__What is required__:
Please return exactly the run of lines that begins with the line containing "Reproduce this table" and ends with the line containing "import React from", pictures excluded.

__Entries__:
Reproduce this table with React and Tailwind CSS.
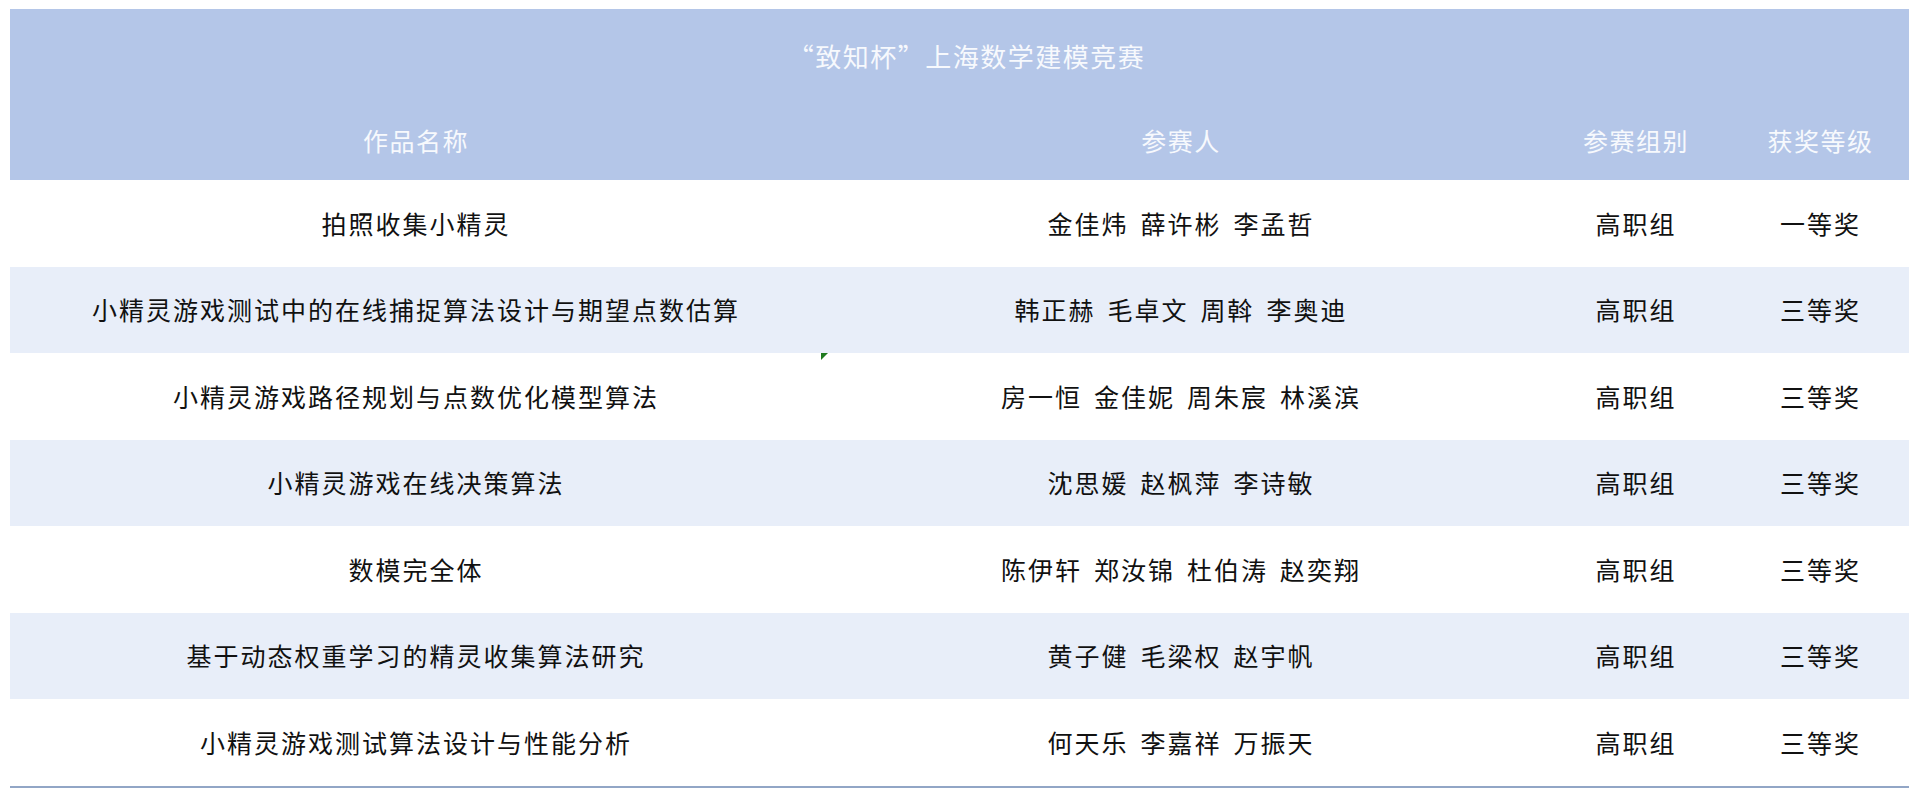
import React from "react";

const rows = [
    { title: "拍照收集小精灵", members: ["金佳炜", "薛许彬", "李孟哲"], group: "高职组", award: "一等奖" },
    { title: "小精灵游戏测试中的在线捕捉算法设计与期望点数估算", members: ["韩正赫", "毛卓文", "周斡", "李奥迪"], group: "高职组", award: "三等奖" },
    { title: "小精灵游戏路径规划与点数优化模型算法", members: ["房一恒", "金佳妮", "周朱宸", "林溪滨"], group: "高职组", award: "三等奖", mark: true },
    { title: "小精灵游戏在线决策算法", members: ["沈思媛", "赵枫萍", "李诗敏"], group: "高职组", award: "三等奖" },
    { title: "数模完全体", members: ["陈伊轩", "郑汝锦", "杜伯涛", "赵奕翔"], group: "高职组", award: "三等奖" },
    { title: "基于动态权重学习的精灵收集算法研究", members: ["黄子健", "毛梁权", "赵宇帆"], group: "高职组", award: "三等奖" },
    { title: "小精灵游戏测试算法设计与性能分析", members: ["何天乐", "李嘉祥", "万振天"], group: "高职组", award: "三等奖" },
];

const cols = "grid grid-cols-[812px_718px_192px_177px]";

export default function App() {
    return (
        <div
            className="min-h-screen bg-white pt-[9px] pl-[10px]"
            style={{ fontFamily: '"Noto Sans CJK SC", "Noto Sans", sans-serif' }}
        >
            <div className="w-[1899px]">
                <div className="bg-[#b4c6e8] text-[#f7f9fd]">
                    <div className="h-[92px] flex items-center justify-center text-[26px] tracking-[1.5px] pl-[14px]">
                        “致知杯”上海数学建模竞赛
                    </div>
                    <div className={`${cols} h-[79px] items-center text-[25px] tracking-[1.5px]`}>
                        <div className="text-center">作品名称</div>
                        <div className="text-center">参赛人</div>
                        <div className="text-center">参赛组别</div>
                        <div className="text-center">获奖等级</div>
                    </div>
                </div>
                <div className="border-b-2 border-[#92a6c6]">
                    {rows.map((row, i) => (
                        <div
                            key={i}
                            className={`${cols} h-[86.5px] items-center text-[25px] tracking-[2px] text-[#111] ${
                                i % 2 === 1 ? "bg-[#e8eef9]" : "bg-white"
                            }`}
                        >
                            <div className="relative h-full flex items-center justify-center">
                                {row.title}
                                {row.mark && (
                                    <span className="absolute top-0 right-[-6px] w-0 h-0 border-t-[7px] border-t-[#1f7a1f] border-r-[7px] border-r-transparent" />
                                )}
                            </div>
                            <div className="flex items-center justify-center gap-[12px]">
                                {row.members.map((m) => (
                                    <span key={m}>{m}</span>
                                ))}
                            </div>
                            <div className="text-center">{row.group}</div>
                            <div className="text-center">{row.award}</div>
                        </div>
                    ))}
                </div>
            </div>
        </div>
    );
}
==
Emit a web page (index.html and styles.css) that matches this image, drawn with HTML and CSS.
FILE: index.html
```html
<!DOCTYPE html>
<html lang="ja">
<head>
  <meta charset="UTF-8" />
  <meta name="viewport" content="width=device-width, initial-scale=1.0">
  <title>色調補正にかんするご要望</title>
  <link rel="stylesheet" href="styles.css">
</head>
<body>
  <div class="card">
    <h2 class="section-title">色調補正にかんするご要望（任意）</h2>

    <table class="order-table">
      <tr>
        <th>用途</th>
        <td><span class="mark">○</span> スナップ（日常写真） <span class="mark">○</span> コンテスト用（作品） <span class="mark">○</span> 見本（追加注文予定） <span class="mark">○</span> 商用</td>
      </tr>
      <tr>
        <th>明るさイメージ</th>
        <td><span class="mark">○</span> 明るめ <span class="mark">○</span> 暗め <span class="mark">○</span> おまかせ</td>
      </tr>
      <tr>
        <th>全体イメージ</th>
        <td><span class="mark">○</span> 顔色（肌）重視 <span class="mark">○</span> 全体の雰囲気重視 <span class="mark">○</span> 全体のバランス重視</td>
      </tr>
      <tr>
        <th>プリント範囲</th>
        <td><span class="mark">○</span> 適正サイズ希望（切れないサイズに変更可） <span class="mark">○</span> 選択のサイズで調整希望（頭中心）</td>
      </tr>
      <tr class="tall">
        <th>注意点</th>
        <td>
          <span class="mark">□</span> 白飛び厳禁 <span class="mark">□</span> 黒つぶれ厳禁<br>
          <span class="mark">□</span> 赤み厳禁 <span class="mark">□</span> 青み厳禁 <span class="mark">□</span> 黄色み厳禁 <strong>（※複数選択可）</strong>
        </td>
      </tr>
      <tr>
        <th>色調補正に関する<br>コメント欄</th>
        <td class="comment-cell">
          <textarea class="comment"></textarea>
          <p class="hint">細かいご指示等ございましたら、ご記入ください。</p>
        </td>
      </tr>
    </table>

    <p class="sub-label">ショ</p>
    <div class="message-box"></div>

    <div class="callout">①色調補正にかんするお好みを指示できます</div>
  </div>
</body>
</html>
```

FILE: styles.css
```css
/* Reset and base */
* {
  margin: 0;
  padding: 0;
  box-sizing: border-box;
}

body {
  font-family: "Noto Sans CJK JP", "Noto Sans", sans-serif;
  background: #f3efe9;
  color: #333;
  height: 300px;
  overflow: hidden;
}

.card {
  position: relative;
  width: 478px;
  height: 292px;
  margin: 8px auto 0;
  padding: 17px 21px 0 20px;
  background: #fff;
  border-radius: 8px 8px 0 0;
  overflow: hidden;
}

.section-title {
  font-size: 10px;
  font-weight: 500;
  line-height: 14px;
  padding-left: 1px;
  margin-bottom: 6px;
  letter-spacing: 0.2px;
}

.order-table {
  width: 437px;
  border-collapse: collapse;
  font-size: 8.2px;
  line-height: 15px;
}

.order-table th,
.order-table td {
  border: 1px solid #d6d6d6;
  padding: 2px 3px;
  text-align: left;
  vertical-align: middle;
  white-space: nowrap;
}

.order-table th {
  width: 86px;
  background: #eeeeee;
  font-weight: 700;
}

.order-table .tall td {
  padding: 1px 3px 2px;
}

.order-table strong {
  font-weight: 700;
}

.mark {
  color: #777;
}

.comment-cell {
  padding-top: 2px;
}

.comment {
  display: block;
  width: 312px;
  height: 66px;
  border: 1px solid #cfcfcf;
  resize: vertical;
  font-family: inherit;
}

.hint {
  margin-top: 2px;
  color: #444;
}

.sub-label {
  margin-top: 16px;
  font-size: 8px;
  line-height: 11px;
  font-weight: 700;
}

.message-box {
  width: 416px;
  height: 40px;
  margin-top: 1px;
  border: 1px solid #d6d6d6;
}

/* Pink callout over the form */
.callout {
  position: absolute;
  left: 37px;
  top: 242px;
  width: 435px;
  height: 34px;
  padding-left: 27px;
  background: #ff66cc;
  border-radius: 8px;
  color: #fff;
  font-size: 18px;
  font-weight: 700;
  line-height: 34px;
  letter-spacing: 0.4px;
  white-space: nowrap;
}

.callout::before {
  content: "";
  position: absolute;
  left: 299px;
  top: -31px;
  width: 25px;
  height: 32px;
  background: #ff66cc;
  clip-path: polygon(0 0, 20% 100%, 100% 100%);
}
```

__Full response__:
Reproduce this table with React and Tailwind CSS.
import React from "react";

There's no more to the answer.